Comment: The quality of evidence is downgraded by study quality (unclear allocation concealment) and inconsistency (heterogeneity in patients and interventions) .
A Cochrane review [Abstract] 1 included 30 studies with 17,20 participants that were conducted in 15 countries. 28 studies with 1366 participants contributed data to meta-analyses. 10 studies contributed data to long-term outcomes. Participants had dementia of varying degrees of severity and resided in institutions in most of the studies. 7 studies delivered an individual intervention; the other studies delivered the intervention to groups. Most interventions involved both active and receptive elements of musical experience.

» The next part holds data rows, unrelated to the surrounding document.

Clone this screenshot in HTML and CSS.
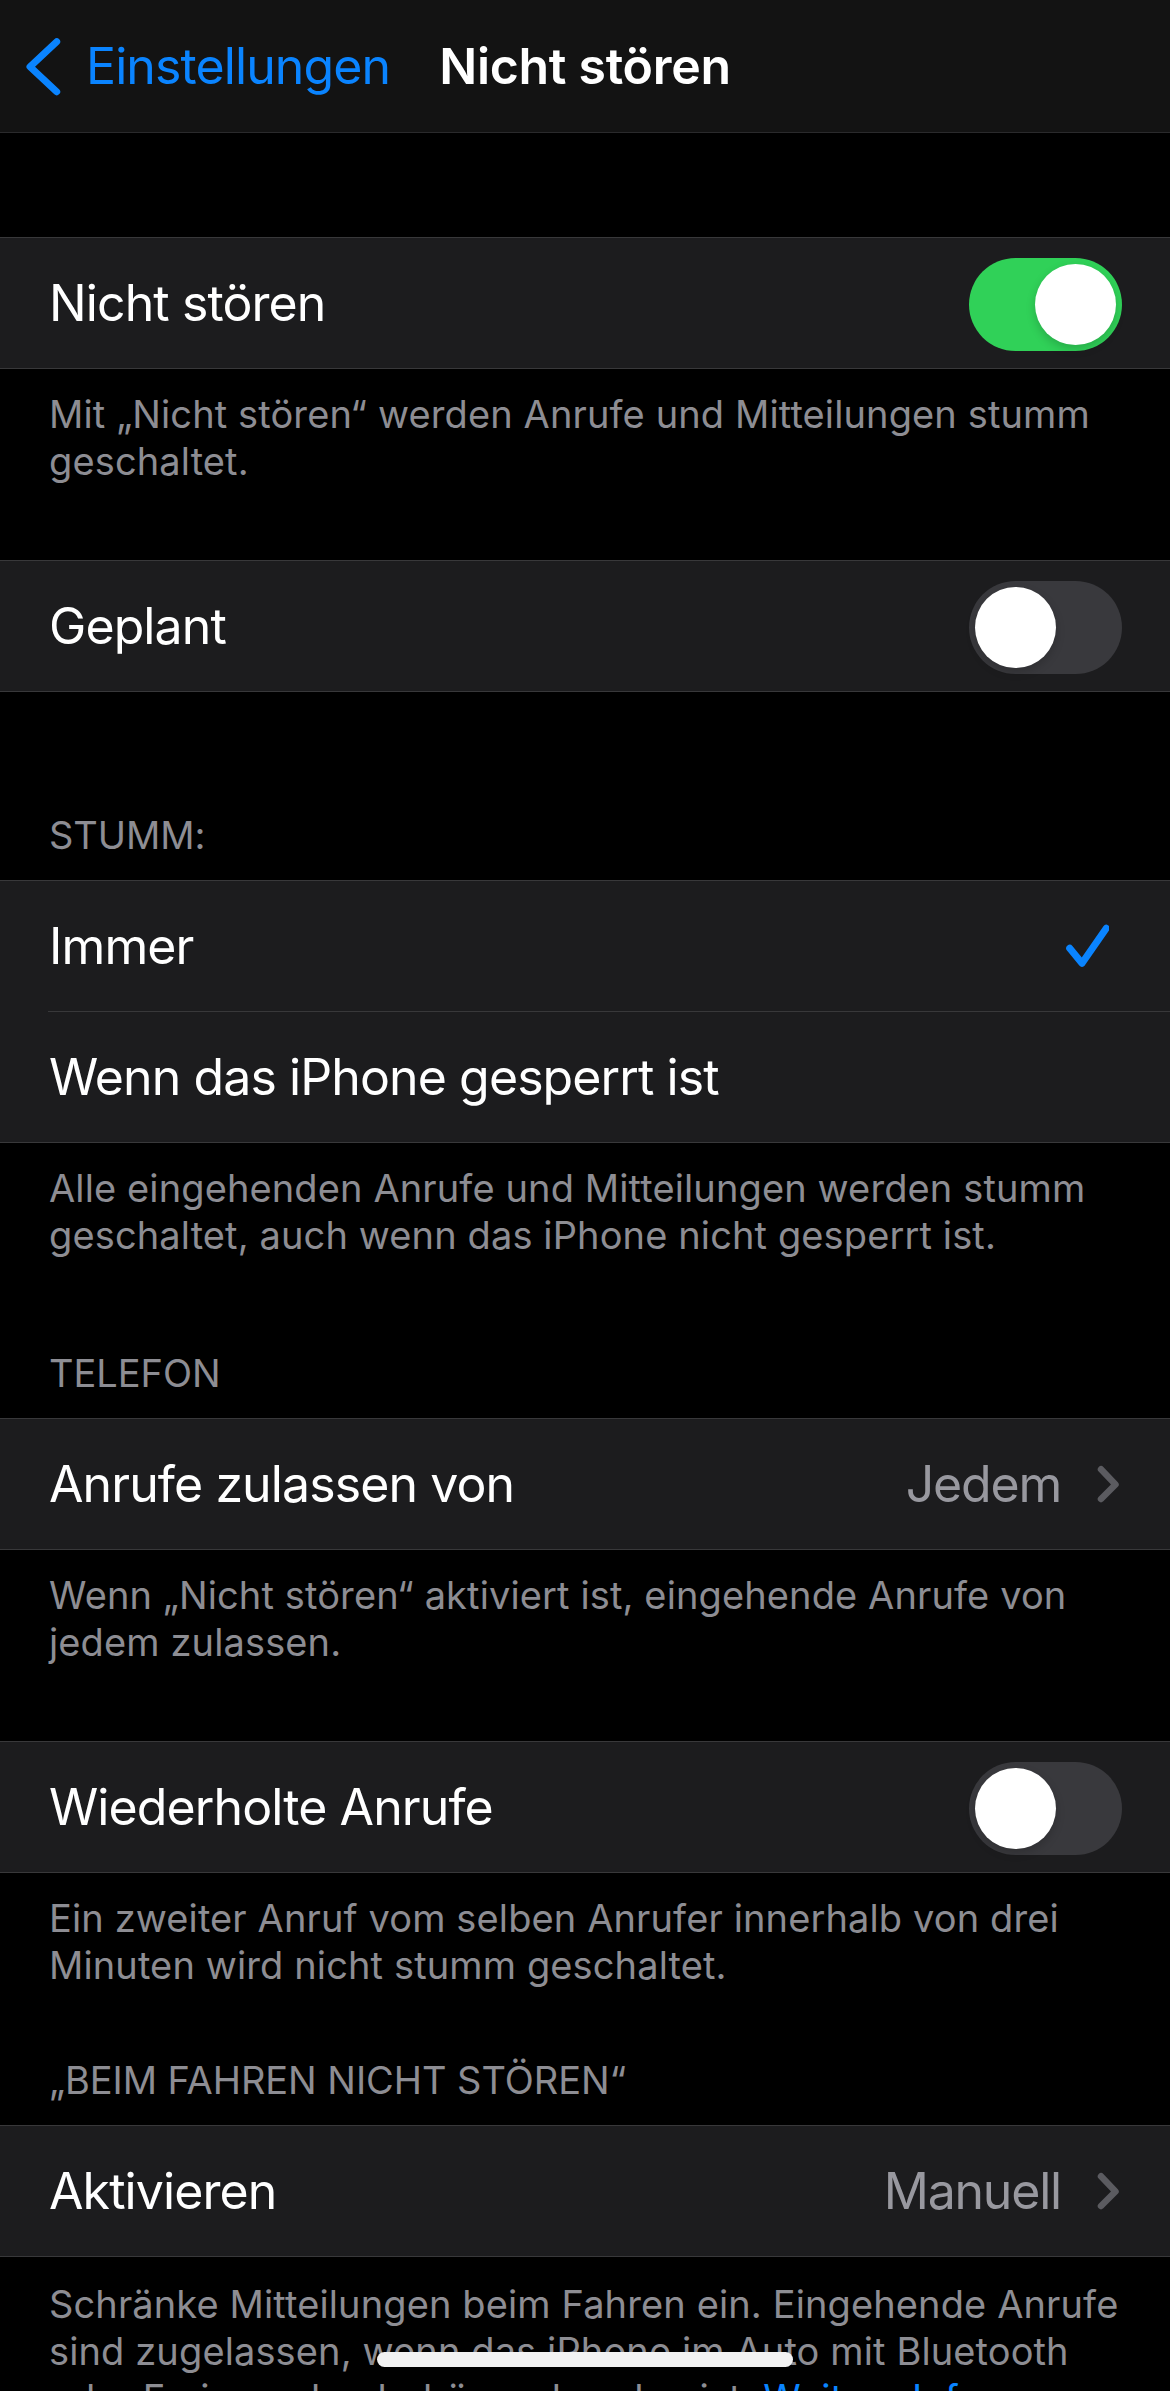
FILE: index.html
```html
<!DOCTYPE html>
<html lang="de">
<head>
<meta charset="utf-8">
<title>Nicht stören</title>
<link rel="stylesheet" href="styles.css">
</head>
<body>
<div class="screen">
  <header class="navbar">
    <a class="back" href="#">
      <svg class="back-chevron" viewBox="0 0 40 60" width="40" height="60" aria-hidden="true"><path d="M32.7 4.7 L6 29.7 L32.7 54.7" fill="none" stroke="#0a84ff" stroke-width="7" stroke-linecap="round" stroke-linejoin="round"/></svg>
      <span class="back-label">Einstellungen</span>
    </a>
    <h1 class="nav-title">Nicht stören</h1>
    <span class="nav-spacer"></span>
  </header>

  <main class="content">
    <section class="group g1">
      <div class="cells">
        <div class="cell"><div class="cell-body">
          <span class="label">Nicht stören</span>
          <span class="switch on"><span class="knob"></span></span>
        </div></div>
      </div>
      <p class="footer">Mit „Nicht stören“ werden Anrufe und Mitteilungen stumm geschaltet.</p>
    </section>

    <section class="group g2">
      <div class="cells">
        <div class="cell"><div class="cell-body">
          <span class="label">Geplant</span>
          <span class="switch"><span class="knob"></span></span>
        </div></div>
      </div>
    </section>

    <section class="group g3">
      <h2 class="header">STUMM:</h2>
      <div class="cells">
        <div class="cell"><div class="cell-body">
          <span class="label">Immer</span>
          <svg class="check" viewBox="0 0 44 44" width="44" height="44" aria-hidden="true"><path d="M4.7 24.3 L17 39.3 L41.3 4.3" fill="none" stroke="#0a84ff" stroke-width="7" stroke-linecap="round" stroke-linejoin="round"/></svg>
        </div></div>
        <div class="cell"><div class="cell-body">
          <span class="label">Wenn das iPhone gesperrt ist</span>
        </div></div>
      </div>
      <p class="footer">Alle eingehenden Anrufe und Mitteilungen werden stumm geschaltet, auch wenn das iPhone nicht gesperrt ist.</p>
    </section>

    <section class="group g4">
      <h2 class="header">TELEFON</h2>
      <div class="cells">
        <div class="cell"><div class="cell-body">
          <span class="label">Anrufe zulassen von</span>
          <span class="value">Jedem</span>
          <svg class="disclosure" viewBox="0 0 24 40" width="24" height="40" aria-hidden="true"><path d="M5 5.3 L19.5 20.5 L5 35" fill="none" stroke="#5b5b60" stroke-width="6.5" stroke-linecap="round" stroke-linejoin="round"/></svg>
        </div></div>
      </div>
      <p class="footer">Wenn „Nicht stören“ aktiviert ist, eingehende Anrufe von jedem zulassen.</p>
    </section>

    <section class="group g5">
      <div class="cells">
        <div class="cell"><div class="cell-body">
          <span class="label">Wiederholte Anrufe</span>
          <span class="switch"><span class="knob"></span></span>
        </div></div>
      </div>
      <p class="footer">Ein zweiter Anruf vom selben Anrufer innerhalb von drei Minuten wird nicht stumm geschaltet.</p>
    </section>

    <section class="group g6">
      <h2 class="header">„BEIM FAHREN NICHT STÖREN“</h2>
      <div class="cells">
        <div class="cell"><div class="cell-body">
          <span class="label">Aktivieren</span>
          <span class="value">Manuell</span>
          <svg class="disclosure" viewBox="0 0 24 40" width="24" height="40" aria-hidden="true"><path d="M5 5.3 L19.5 20.5 L5 35" fill="none" stroke="#5b5b60" stroke-width="6.5" stroke-linecap="round" stroke-linejoin="round"/></svg>
        </div></div>
      </div>
      <p class="footer last">Schränke Mitteilungen beim Fahren ein. Eingehende Anrufe sind zugelassen, wenn das iPhone im Auto mit Bluetooth oder Freisprechzubehör verbunden ist. <a class="link" href="#">Weitere Infos …</a></p>
    </section>
  </main>

  <div class="home-indicator"></div>
</div>
</body>
</html>
```

FILE: styles.css
```css
* { box-sizing: border-box; }

html, body {
  margin: 0;
  padding: 0;
  background: #000;
}

body {
  font-family: Inter, "Noto Sans", "Liberation Sans", sans-serif;
  color: #fff;
  -webkit-font-smoothing: antialiased;
}

.screen {
  width: 1170px;
  min-height: 2391px;
  background: #000;
}

/* Navigation bar */
.navbar {
  display: grid;
  grid-template-columns: 1fr auto 1fr;
  align-items: center;
  height: 133px;
  background: #131313;
  border-bottom: 1px solid #2a2a2c;
}

.back {
  display: flex;
  align-items: center;
  text-decoration: none;
  color: #0a84ff;
  padding-left: 24px;
  height: 100%;
}

.back-chevron {
  display: block;
  margin-top: 2px;
}

.back-label {
  margin-left: 22px;
  font-size: 50px;
  letter-spacing: -0.9px;
  line-height: 1;
}

.nav-title {
  margin: 0;
  font-size: 50px;
  font-weight: 600;
  letter-spacing: -0.3px;
  line-height: 1;
}

/* Groups */
.group { margin: 0; }
.g1 { margin-top: 104px; }
.g2 { margin-top: 75px; }
.g3 { margin-top: 120px; }
.g4 { margin-top: 91px; }
.g5 { margin-top: 75px; }
.g6 { margin-top: 68px; }

.header {
  margin: 0;
  padding: 0 48px 21px 49px;
  font-size: 38px;
  font-weight: 400;
  line-height: 47px;
  letter-spacing: -0.05px;
  color: #8d8d93;
}

.footer {
  margin: 0;
  padding: 22px 20px 0 49px;
  font-size: 38px;
  line-height: 47px;
  letter-spacing: 0.12px;
  color: #8d8d93;
}

.footer.last {
  padding-top: 24px;
}

.link {
  color: #0a84ff;
  text-decoration: none;
}

/* Cells */
.cells {
  background: #1c1c1e;
  border-top: 1px solid #38383a;
  border-bottom: 1px solid #38383a;
}

.cell {
  padding-left: 48px;
}

.cell-body {
  display: flex;
  align-items: center;
  height: 130px;
  padding-left: 1px;
  padding-right: 48px;
}

.cell:not(:last-child) .cell-body {
  height: 131px;
  border-bottom: 1px solid #38383a;
}

.label {
  flex: 1;
  font-size: 50px;
  letter-spacing: -0.9px;
  color: #fff;
  white-space: nowrap;
}

.value {
  font-size: 50px;
  letter-spacing: -1.2px;
  color: #98989f;
  margin-right: 35px;
}

.check {
  display: block;
  margin-right: 13px;
}

.disclosure {
  display: block;
  margin-right: 2px;
}

/* Switch */
.switch {
  position: relative;
  display: block;
  width: 153px;
  height: 93px;
  border-radius: 47px;
  background: #39393d;
  margin-top: 2px;
}

.switch.on {
  background: #30d158;
}

.knob {
  position: absolute;
  top: 6px;
  left: 6px;
  width: 81px;
  height: 81px;
  border-radius: 50%;
  background: #fff;
  box-shadow: 0 4px 10px rgba(0, 0, 0, 0.18);
}

.switch.on .knob {
  left: 66px;
}

/* Home indicator */
.home-indicator {
  position: fixed;
  left: 377px;
  bottom: 24px;
  width: 416px;
  height: 15px;
  border-radius: 8px;
  background: #f2f2f2;
}
```
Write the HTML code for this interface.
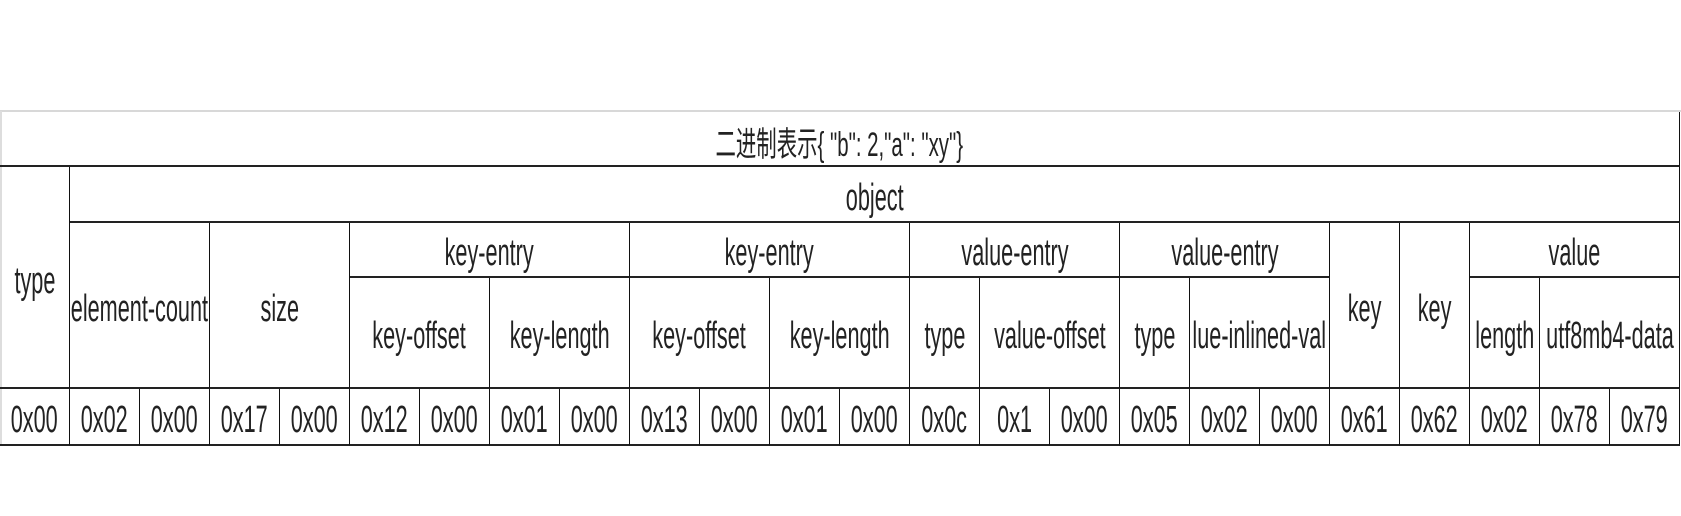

Compared to usual care at the end of treatment, music-based therapeutic interventions may have slightly improved depressive symptoms (SMD −0.23, 95% CI −0.42 to −0.04; 9 studies, n=441) and overall behavioural problems (SMD −0.31, 95% CI −0.60 to −0.02; 10 studies, n=385). Music-based therapeutic interventions may not have improved agitation or aggression (SMD −0.05, 95% CI −0.27 to 0.17; 11 studies, n=503). Music-based therapeutic interventions might have little to no effect on emotional well-being (SMD 0.14, 95% CI −0.29 to 0.56; 4 studies, n=154), anxiety (SMD −0.15, 95% CI −0.39 to 0.09; 7 studies, n=282), social behaviour (SMD 0.22, 95% CI −0.14 to 0.57; 2 studies; n=121) or cognition (SMD 0.19, 95% CI −0.02 to 0.41; 7 studies, n=353), but the evidence is insufficient. Music-based therapeutic interventions might not have been more effective than usual care in the long term (4 weeks or more after the end of treatment) for any of the outcomes, but the evidence is insufficient.